§ **What to work on**
Go through the entries below and pick out every line with "this".

§ **Record extracts**
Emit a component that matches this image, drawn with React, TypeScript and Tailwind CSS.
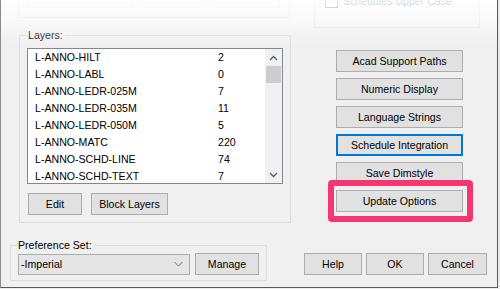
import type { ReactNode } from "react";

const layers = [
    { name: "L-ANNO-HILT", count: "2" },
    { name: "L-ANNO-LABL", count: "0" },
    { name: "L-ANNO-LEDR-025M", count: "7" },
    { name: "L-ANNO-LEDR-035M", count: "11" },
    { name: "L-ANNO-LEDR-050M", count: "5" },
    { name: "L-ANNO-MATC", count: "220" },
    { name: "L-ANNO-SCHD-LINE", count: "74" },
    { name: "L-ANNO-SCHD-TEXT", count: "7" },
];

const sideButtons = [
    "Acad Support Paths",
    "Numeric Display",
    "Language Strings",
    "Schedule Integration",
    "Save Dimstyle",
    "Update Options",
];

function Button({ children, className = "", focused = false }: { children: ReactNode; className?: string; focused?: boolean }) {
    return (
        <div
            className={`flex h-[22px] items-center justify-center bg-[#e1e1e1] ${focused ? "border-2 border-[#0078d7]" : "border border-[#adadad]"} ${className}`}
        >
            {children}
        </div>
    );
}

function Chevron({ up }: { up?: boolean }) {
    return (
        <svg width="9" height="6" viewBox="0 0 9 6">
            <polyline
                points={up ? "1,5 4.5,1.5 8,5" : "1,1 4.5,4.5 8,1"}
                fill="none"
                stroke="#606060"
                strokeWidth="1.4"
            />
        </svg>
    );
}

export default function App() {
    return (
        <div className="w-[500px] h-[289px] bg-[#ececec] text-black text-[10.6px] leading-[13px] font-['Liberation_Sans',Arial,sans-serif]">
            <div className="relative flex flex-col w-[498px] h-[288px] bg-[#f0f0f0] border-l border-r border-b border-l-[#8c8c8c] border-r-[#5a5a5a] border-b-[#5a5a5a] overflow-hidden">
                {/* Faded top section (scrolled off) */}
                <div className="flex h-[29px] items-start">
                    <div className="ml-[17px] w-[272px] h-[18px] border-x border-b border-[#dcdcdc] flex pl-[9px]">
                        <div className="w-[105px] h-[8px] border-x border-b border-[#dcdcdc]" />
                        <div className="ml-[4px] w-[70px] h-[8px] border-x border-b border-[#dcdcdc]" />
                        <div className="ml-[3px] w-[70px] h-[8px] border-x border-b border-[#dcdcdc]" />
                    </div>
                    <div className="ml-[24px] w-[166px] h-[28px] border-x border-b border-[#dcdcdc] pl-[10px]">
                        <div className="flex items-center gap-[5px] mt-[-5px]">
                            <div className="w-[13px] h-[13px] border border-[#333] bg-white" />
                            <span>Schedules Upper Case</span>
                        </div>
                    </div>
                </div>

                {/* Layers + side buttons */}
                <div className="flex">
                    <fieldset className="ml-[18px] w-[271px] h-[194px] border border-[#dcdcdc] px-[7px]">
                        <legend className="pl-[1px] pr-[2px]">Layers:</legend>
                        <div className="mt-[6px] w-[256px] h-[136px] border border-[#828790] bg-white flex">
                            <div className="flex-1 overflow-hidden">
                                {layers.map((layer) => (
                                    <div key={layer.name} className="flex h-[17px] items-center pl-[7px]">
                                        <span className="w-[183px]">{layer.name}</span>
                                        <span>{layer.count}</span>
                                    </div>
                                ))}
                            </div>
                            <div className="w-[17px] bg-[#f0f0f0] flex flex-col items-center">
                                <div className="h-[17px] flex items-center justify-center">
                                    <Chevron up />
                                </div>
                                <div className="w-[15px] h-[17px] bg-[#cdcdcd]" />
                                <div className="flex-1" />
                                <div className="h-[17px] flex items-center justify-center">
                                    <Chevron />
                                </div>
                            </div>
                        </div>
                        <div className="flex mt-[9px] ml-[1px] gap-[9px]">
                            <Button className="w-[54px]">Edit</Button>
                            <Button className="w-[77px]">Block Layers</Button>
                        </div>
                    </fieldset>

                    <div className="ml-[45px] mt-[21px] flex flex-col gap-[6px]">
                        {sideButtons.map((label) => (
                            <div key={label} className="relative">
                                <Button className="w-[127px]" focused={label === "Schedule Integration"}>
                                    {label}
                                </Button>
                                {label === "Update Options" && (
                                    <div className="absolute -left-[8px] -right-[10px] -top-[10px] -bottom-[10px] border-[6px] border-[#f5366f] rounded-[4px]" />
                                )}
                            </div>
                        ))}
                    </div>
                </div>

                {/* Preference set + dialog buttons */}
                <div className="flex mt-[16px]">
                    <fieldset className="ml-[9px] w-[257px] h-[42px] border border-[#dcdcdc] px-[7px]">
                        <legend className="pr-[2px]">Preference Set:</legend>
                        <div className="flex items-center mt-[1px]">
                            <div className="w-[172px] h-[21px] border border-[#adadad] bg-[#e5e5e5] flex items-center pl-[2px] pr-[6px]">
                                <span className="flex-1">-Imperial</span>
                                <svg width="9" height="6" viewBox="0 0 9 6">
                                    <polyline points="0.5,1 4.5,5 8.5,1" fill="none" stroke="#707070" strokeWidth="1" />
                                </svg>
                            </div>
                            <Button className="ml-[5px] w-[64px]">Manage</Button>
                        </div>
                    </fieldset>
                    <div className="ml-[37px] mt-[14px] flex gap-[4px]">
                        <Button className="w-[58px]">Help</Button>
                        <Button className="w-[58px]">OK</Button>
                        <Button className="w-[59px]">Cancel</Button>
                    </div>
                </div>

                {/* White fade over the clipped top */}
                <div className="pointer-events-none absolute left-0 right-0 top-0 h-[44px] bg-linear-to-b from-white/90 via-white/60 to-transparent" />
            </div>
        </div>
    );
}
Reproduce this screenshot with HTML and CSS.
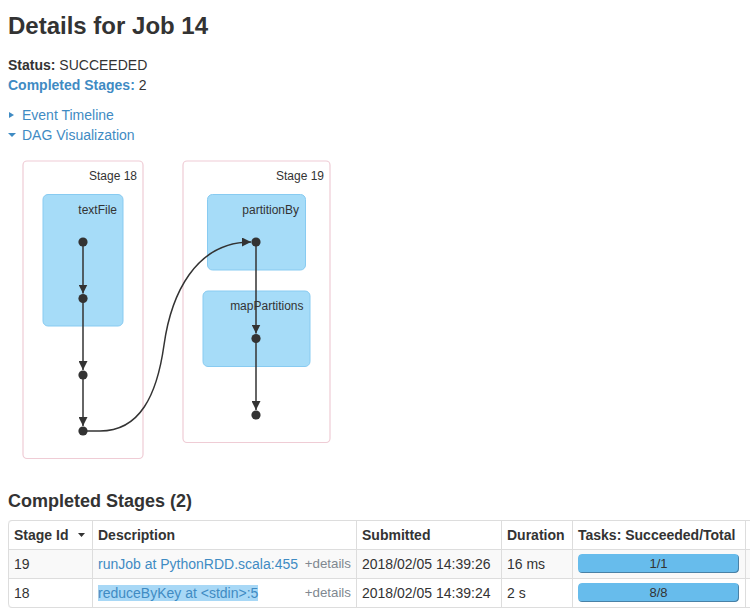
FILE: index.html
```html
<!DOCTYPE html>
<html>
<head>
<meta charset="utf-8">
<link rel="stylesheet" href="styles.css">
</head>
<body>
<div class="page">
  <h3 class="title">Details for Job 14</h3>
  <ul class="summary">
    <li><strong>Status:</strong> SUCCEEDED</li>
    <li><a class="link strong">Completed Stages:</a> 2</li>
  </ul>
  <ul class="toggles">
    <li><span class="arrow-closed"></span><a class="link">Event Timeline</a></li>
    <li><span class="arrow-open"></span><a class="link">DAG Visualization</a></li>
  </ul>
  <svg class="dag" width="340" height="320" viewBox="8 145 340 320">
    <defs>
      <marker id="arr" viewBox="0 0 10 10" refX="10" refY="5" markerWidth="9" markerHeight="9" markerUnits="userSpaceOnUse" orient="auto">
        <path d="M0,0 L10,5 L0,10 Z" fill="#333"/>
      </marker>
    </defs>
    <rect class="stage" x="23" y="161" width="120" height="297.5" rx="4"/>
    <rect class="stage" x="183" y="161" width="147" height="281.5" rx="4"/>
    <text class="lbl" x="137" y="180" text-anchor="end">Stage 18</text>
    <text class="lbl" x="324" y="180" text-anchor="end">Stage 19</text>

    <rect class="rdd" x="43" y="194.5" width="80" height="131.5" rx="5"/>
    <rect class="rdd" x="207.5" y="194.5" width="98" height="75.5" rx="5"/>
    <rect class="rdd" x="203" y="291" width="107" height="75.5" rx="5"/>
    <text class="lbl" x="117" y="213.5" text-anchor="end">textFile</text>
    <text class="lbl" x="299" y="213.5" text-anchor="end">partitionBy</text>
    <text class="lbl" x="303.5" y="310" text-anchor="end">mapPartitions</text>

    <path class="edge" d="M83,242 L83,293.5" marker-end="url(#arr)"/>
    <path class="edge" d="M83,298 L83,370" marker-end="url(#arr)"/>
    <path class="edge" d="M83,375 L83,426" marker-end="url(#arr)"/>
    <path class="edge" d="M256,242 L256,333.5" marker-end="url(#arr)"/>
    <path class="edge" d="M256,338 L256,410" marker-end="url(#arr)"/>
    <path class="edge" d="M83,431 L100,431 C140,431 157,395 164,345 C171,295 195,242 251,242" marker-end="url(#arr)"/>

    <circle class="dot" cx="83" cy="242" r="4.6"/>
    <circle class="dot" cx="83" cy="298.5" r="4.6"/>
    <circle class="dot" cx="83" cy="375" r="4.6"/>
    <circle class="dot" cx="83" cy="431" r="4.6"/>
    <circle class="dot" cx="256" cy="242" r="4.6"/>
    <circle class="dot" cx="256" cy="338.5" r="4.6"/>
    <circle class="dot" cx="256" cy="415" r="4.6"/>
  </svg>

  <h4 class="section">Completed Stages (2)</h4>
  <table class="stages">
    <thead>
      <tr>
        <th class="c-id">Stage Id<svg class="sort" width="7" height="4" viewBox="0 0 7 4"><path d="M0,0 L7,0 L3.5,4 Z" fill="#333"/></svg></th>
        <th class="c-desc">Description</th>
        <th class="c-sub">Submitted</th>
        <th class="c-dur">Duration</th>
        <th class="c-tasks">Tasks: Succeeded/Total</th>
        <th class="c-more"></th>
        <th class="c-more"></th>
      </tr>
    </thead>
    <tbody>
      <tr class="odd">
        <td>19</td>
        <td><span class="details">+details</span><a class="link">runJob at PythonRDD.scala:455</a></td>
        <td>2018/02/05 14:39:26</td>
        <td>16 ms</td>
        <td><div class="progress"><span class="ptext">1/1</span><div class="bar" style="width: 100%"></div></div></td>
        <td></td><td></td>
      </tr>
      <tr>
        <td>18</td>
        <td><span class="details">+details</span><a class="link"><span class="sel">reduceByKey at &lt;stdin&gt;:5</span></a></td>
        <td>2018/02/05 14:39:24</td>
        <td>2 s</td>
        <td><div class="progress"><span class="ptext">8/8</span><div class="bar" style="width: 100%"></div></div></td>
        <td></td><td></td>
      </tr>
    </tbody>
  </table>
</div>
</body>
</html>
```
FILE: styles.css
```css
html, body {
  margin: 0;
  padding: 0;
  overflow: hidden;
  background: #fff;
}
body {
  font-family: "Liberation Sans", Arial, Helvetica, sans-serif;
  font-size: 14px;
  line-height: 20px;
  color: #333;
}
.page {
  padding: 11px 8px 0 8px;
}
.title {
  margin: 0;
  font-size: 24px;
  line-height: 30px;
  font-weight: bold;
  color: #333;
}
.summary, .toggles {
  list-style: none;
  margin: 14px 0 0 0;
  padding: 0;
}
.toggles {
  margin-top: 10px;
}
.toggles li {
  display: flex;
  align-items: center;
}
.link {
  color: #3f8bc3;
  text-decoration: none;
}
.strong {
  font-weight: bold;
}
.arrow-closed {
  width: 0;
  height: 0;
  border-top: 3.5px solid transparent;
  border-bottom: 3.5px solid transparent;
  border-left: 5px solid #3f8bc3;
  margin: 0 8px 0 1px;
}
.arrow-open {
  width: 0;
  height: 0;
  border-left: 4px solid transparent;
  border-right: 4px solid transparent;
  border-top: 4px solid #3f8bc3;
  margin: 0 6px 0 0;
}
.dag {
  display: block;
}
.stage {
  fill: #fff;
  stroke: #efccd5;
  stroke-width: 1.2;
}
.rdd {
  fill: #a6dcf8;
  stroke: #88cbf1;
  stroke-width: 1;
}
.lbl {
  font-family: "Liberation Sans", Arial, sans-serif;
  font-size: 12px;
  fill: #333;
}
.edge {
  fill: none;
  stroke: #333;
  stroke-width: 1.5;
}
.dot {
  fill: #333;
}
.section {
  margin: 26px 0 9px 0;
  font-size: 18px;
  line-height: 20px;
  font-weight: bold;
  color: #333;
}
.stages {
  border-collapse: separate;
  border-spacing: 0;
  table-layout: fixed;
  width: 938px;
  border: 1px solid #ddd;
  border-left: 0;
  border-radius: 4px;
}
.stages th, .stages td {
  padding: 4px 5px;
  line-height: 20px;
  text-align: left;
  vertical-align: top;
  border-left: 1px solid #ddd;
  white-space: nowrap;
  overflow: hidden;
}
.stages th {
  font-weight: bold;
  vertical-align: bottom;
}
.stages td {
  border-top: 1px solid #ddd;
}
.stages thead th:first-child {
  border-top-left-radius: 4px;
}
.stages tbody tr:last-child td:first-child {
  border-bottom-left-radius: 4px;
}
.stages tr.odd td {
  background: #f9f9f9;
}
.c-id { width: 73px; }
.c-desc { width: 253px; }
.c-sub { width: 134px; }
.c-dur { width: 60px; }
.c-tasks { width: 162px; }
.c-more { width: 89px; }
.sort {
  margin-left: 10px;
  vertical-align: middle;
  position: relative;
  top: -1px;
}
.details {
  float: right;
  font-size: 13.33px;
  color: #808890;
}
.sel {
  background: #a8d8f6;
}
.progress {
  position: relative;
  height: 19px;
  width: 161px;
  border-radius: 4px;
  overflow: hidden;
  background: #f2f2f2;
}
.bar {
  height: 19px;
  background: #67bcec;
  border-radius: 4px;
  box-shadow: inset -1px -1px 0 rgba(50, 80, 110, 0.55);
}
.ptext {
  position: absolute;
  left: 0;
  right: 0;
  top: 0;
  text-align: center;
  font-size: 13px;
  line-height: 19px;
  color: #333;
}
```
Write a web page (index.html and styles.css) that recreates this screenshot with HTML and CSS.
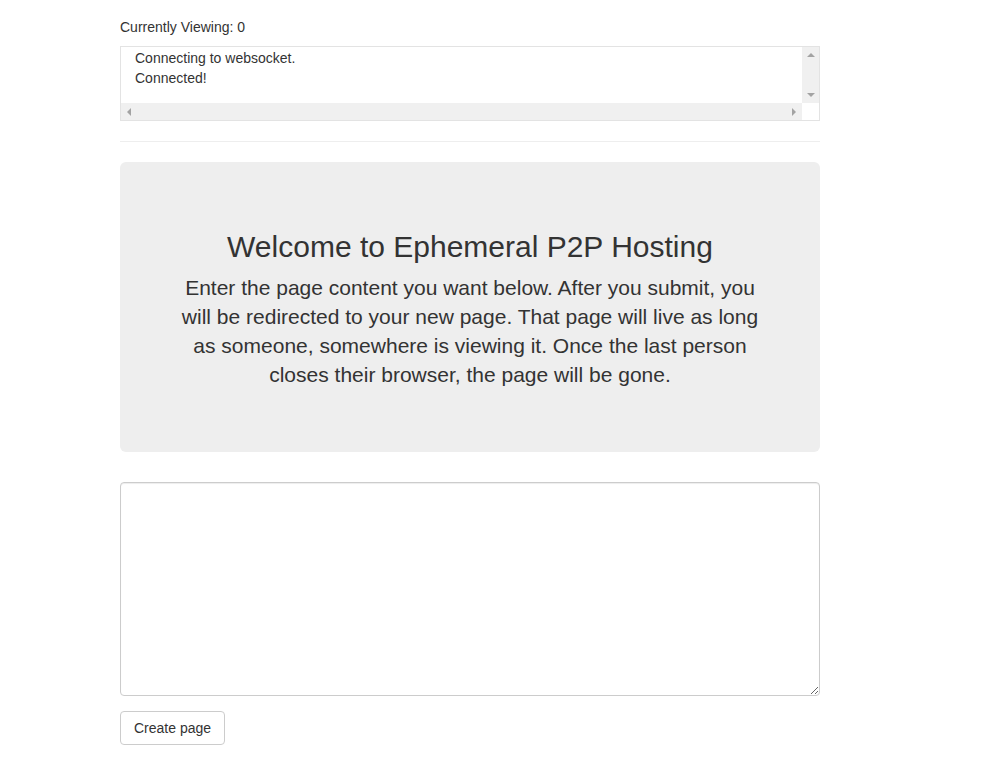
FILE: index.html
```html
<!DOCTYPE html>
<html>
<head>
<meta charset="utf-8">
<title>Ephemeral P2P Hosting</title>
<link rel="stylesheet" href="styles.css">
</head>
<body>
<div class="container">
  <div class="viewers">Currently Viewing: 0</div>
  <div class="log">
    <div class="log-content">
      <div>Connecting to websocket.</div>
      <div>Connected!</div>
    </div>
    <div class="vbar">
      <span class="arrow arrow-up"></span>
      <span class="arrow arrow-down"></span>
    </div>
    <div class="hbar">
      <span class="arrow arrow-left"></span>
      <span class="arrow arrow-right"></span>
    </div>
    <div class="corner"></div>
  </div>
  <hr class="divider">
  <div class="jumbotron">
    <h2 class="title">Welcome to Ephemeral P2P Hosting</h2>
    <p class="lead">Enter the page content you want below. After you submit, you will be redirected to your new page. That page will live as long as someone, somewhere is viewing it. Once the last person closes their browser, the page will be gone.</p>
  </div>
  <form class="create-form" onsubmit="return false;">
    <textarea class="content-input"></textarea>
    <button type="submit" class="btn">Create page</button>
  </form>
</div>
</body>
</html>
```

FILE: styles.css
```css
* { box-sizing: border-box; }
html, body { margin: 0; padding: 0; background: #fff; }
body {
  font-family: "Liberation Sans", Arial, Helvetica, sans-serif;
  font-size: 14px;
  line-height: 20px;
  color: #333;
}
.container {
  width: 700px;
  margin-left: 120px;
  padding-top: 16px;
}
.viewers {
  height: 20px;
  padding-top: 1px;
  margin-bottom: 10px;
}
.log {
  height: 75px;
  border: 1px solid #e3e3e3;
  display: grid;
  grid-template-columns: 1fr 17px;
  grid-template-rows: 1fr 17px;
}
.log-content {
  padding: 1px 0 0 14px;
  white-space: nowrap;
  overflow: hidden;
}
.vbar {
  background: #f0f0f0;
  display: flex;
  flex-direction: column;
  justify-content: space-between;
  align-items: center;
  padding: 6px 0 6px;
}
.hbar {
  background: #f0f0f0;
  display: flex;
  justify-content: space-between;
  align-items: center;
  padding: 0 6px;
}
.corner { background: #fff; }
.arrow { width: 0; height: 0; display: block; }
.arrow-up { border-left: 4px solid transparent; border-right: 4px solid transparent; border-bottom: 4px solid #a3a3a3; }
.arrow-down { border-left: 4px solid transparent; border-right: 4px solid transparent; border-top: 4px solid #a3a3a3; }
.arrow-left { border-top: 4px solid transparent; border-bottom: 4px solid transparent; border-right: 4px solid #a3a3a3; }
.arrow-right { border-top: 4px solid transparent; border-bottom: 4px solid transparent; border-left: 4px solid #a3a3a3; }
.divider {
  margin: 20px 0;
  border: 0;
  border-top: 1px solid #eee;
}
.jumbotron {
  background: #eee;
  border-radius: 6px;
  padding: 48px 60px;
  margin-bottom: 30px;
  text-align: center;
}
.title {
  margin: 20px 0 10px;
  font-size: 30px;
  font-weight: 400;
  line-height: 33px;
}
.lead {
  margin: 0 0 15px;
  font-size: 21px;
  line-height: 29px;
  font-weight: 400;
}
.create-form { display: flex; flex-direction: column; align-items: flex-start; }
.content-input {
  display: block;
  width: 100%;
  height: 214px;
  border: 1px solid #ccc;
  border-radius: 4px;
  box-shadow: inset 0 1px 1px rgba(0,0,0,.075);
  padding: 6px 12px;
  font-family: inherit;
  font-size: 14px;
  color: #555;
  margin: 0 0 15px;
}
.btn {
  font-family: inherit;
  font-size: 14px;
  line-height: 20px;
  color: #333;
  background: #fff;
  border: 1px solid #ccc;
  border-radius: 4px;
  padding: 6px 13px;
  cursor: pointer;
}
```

§ **Worked answer**
Emit a component that matches this image, drawn with React, TypeScript and Tailwind CSS.
Reproduce this screenshot with HTML and CSS.
Write a web page (index.html and styles.css) that recreates this screenshot with HTML and CSS.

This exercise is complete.